Minister Gumbs confirmed that VROMI is working to update the building ordinance, describing the reform as long pending and a key priority for the ministry going forward, particularly to improve efficiency and better support economic activity through timely decision-making.

He said policies introduced over time have attempted to bridge gaps in the outdated law, but that these policies also need to be aligned with each other so the system functions as one coherent framework, rather than a patchwork of workarounds.

Corruption risk is also about the system, not only individuals

In comments linking modernization to integrity, the minister said he raised the issue directly in a meeting held this morning with the Integrity Chamber of St. Maarten. He emphasized that corruption cannot be viewed only as a personal trait, integrity or no integrity, because the environment in which decisions are made can either support proper decision-making or create opportunities for abuse.

He said that improving systems, reducing bottlenecks, and modernizing workflows can mitigate the chances for corruption by limiting unnecessary discretion, improving traceability, and ensuring decisions are made within clear, updated standards.

He said VROMI is actively assessing how to move toward digital processes and the use of technology, including AI-supported tools, to help review and manage large volumes of documentation more efficiently.

He also outlined how the ministry is using a €1.4 million subsidy received through the Ministry of the Interior and Kingdom Relations to build capacity quickly. As part of that effort, the minister said eight persons are expected to come into the ministry in the coming weeks.

He explained that government hiring processes can take a long time, so VROMI has pursued a faster, legally grounded approach by working with Ministry of Public Health, Social Development and Labor, CSR support, and the Labor Department to bring in these personnel through a third-party arrangement, allowing the ministry to add capacity within roughly a month.

Address verification delays show wider government disconnect

The minister also addressed recurring complaints about slow address verification, describing it as a symptom of wider system disconnects across government. He explained that residents can be sent back and forth between the civil registry and VROMI when one system does not reflect what exists in another.

He gave an example where an address exists within VROMI records but is not reflected within the Civil Registry of St. Maarten, resulting in delays even when the request is routine. He also pointed to inconsistencies in how roads are recorded, where a road name in the cadastre may differ from the name used elsewhere, turning a simple verification into a drawn-out internal process.

To address this, Minister Gumbs said VROMI is working on an MOU with the Kadaster St. Maarten to improve alignment and speed up address-related processes.
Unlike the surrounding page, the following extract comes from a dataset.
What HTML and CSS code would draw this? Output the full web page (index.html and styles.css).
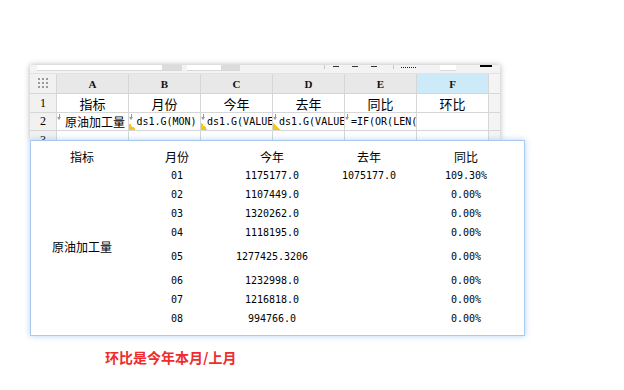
FILE: index.html
```html
<!DOCTYPE html>
<html lang="zh">
<head>
    <meta charset="UTF-8">
    <title>环比</title>
    <link rel="stylesheet" href="styles.css">
</head>
<body>

    <!-- designer screenshot -->
    <div class="sheet">
        <div class="toolbar">
            <span class="tb-input w125"></span><span class="tb-scroll w20"></span>
            <span class="tb-input w34 gap5"></span><span class="tb-scroll w19"></span>
            <span class="tb-sep gap84"></span>
            <span class="tb-dash gap8"></span><span class="tb-dash gap13"></span><span class="tb-dash gap13"></span>
            <span class="tb-sep gap16"></span>
            <span class="tb-dots gap7"></span>
            <span class="tb-input w16 gap24"></span>
            <span class="tb-black gap24"></span>
        </div>
        <div class="grid">
            <div class="hd corner">
                <svg width="11" height="11" viewBox="0 0 11 11">
                    <g fill="#9a9a9a">
                        <rect x="0" y="0" width="2" height="2"/><rect x="4" y="0" width="2" height="2"/><rect x="8" y="0" width="2" height="2"/>
                        <rect x="0" y="4" width="2" height="2"/><rect x="4" y="4" width="2" height="2"/><rect x="8" y="4" width="2" height="2"/>
                        <rect x="0" y="8" width="2" height="2"/><rect x="4" y="8" width="2" height="2"/><rect x="8" y="8" width="2" height="2"/>
                    </g>
                </svg>
            </div>
            <div class="hd">A</div>
            <div class="hd">B</div>
            <div class="hd">C</div>
            <div class="hd">D</div>
            <div class="hd">E</div>
            <div class="hd sel">F</div>
            <div class="hd rest"></div>

            <div class="rn">1</div>
            <div class="cell center">指标</div>
            <div class="cell center">月份</div>
            <div class="cell center">今年</div>
            <div class="cell center">去年</div>
            <div class="cell center">同比</div>
            <div class="cell center">环比</div>
            <div class="cell rest"></div>

            <div class="rn">2</div>
            <div class="cell expand shift">原油加工量</div>
            <div class="cell code center expand flag">ds1.G(MON)</div>
            <div class="cell code expand flag">ds1.G(VALUE</div>
            <div class="cell code expand flag">ds1.G(VALUE</div>
            <div class="cell code expand">=IF(OR(LEN(</div>
            <div class="cell"></div>
            <div class="cell rest"></div>

            <div class="rn">3</div>
            <div class="cell"></div>
            <div class="cell"></div>
            <div class="cell"></div>
            <div class="cell"></div>
            <div class="cell"></div>
            <div class="cell"></div>
            <div class="cell rest"></div>
        </div>
    </div>

    <!-- preview result -->
    <div class="panel">
        <table class="result">
            <colgroup>
                <col class="w-name"><col class="w-mon"><col class="w-now"><col class="w-last"><col class="w-rate">
            </colgroup>
            <tr class="head">
                <td>指标</td><td>月份</td><td>今年</td><td>去年</td><td>同比</td>
            </tr>
            <tr>
                <td rowspan="8" class="name">原油加工量</td>
                <td class="num">01</td><td class="num">1175177.0</td><td class="num">1075177.0</td><td class="num">109.30%</td>
            </tr>
            <tr><td class="num">02</td><td class="num">1107449.0</td><td></td><td class="num">0.00%</td></tr>
            <tr><td class="num">03</td><td class="num">1320262.0</td><td></td><td class="num">0.00%</td></tr>
            <tr><td class="num">04</td><td class="num">1118195.0</td><td></td><td class="num">0.00%</td></tr>
            <tr class="tall"><td class="num">05</td><td class="num">1277425.3206</td><td></td><td class="num">0.00%</td></tr>
            <tr><td class="num">06</td><td class="num">1232998.0</td><td></td><td class="num">0.00%</td></tr>
            <tr><td class="num">07</td><td class="num">1216818.0</td><td></td><td class="num">0.00%</td></tr>
            <tr><td class="num">08</td><td class="num">994766.0</td><td></td><td class="num">0.00%</td></tr>
        </table>
    </div>

    <p class="note">环比是今年本月/上月</p>

</body>
</html>
```

FILE: styles.css
```css
body {
    margin: 0;
    padding-top: 65px;
    background: #fff;
    color: #000;
    font-family: "Noto Sans CJK SC", "Noto Sans", sans-serif;
}

/* ---- sheet screenshot ---- */

.sheet {
    margin-left: 30px;
    width: 470px;
    height: 75px;
    overflow: hidden;
    background: #fff;
    box-shadow: 0 0 6px rgba(0, 0, 0, 0.3);
}

.toolbar {
    display: flex;
    align-items: flex-start;
    height: 9px;
    background: #f3f3f3;
    box-sizing: border-box;
    border-bottom: 1px solid #e2e2e2;
}

.tb-input {
    height: 5px;
    background: #fff;
    border-bottom: 1px solid #d8d8d8;
}

.tb-scroll {
    height: 5px;
    background: #dcdcdc;
    border-bottom: 1px solid #d8d8d8;
}

.tb-sep {
    width: 1px;
    height: 4px;
    background: #c8c8c8;
}

.tb-dash {
    width: 6px;
    height: 1px;
    margin-top: 1px;
    background: #333;
}

.tb-dots {
    width: 15px;
    height: 0;
    margin-top: 2px;
    border-top: 1px dotted #222;
}

.tb-black {
    width: 12px;
    height: 2px;
    background: #000;
}

.w125 { width: 125px; margin-left: 7px; }
.w20 { width: 20px; }
.w34 { width: 34px; }
.w19 { width: 19px; }
.w16 { width: 16px; }
.gap5 { margin-left: 5px; }
.gap7 { margin-left: 7px; }
.gap8 { margin-left: 8px; }
.gap13 { margin-left: 13px; }
.gap16 { margin-left: 16px; }
.gap24 { margin-left: 24px; }
.gap84 { margin-left: 84px; }

.grid {
    display: grid;
    grid-template-columns: 27px repeat(6, 72px) 11px;
    grid-template-rows: 20px 19px 18px 19px;
}

.grid > div {
    box-sizing: border-box;
    border-right: 1px solid #d6d6d6;
    border-bottom: 1px solid #d6d6d6;
    display: flex;
    align-items: center;
    white-space: nowrap;
    overflow: hidden;
    position: relative;
}

.hd {
    justify-content: center;
    background: #e8e8e8;
    font-family: "Liberation Serif", serif;
    font-size: 11px;
    font-weight: bold;
    color: #111;
}

.hd.corner {
    background: #f1f1f1;
}

.hd.sel {
    background: #cdeaf8;
}

.hd.rest,
.cell.rest {
    background: #f4f4f4;
    border-right: none;
}

.rn {
    justify-content: center;
    background: #f1f1f1;
    font-family: "Liberation Serif", serif;
    font-size: 12px;
}

.cell {
    font-size: 13px;
    padding-left: 6px;
}

.cell.center {
    justify-content: center;
    padding-left: 0;
}

.cell.shift {
    font-size: 12px;
    padding-left: 8px;
}

.cell.code {
    font-family: "DejaVu Sans Mono", monospace;
    font-size: 10px;
}

.cell.code.center {
    padding-left: 4px;
}

/* little down arrow for expanding cells */
.expand::before {
    content: "";
    position: absolute;
    left: 2px;
    top: 1px;
    width: 1px;
    height: 4px;
    background: #999;
}

.expand::after {
    content: "";
    position: absolute;
    left: 0;
    top: 4px;
    border-left: 2.5px solid transparent;
    border-right: 2.5px solid transparent;
    border-top: 3px solid #999;
}

/* yellow corner flag */
.flag {
    background-image: linear-gradient(45deg, #f5c518 50%, transparent 50%);
    background-size: 7px 7px;
    background-position: left bottom;
    background-repeat: no-repeat;
}

/* ---- preview panel ---- */

.panel {
    position: relative;
    z-index: 1;
    margin-left: 30px;
    width: 495px;
    height: 196px;
    box-sizing: border-box;
    padding-top: 7px;
    background: #fff;
    border: 1px solid #a9c9ee;
    box-shadow: 0 0 6px rgba(90, 150, 230, 0.45);
}

.result {
    border-collapse: collapse;
    table-layout: fixed;
    width: 486px;
}

.w-name { width: 102px; }
.w-mon { width: 88px; }
.w-now { width: 102px; }
.w-last { width: 92px; }
.w-rate { width: 102px; }

.result td {
    padding: 0;
    height: 19px;
    text-align: center;
    vertical-align: middle;
    font-size: 12px;
    line-height: 14px;
    white-space: nowrap;
}

.result tr.head td {
    height: 18px;
}

.result tr.tall td {
    height: 29px;
}

.result td.num {
    font-family: "DejaVu Sans Mono", monospace;
    font-size: 10px;
}

.result td.name {
    font-size: 12px;
}

.note {
    margin: 13px 0 0 105px;
    font-size: 14px;
    line-height: 16px;
    font-weight: bold;
    color: #ef2b2d;
}
```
Linking reform to economic development

The Minister added that government’s role is to support economic development through strong policies, and he connected VROMI’s reform agenda to broader concerns being raised publicly about whether government procedures and policy infrastructure have kept pace with St. Maarten’s growth. He referenced discussions occurring this week at a socioeconomic gathering hosted by Ministry of Tourism, Economic Affairs, Transport and Telecommunication, noting that the island’s procedural and policy infrastructure needs modernization alongside physical infrastructure.

He said the ministry will continue taking steps to modernize laws, improve capacity, align systems across government, and strengthen the decision-making environment so that services are delivered faster, more consistently, and with reduced exposure to integrity risks.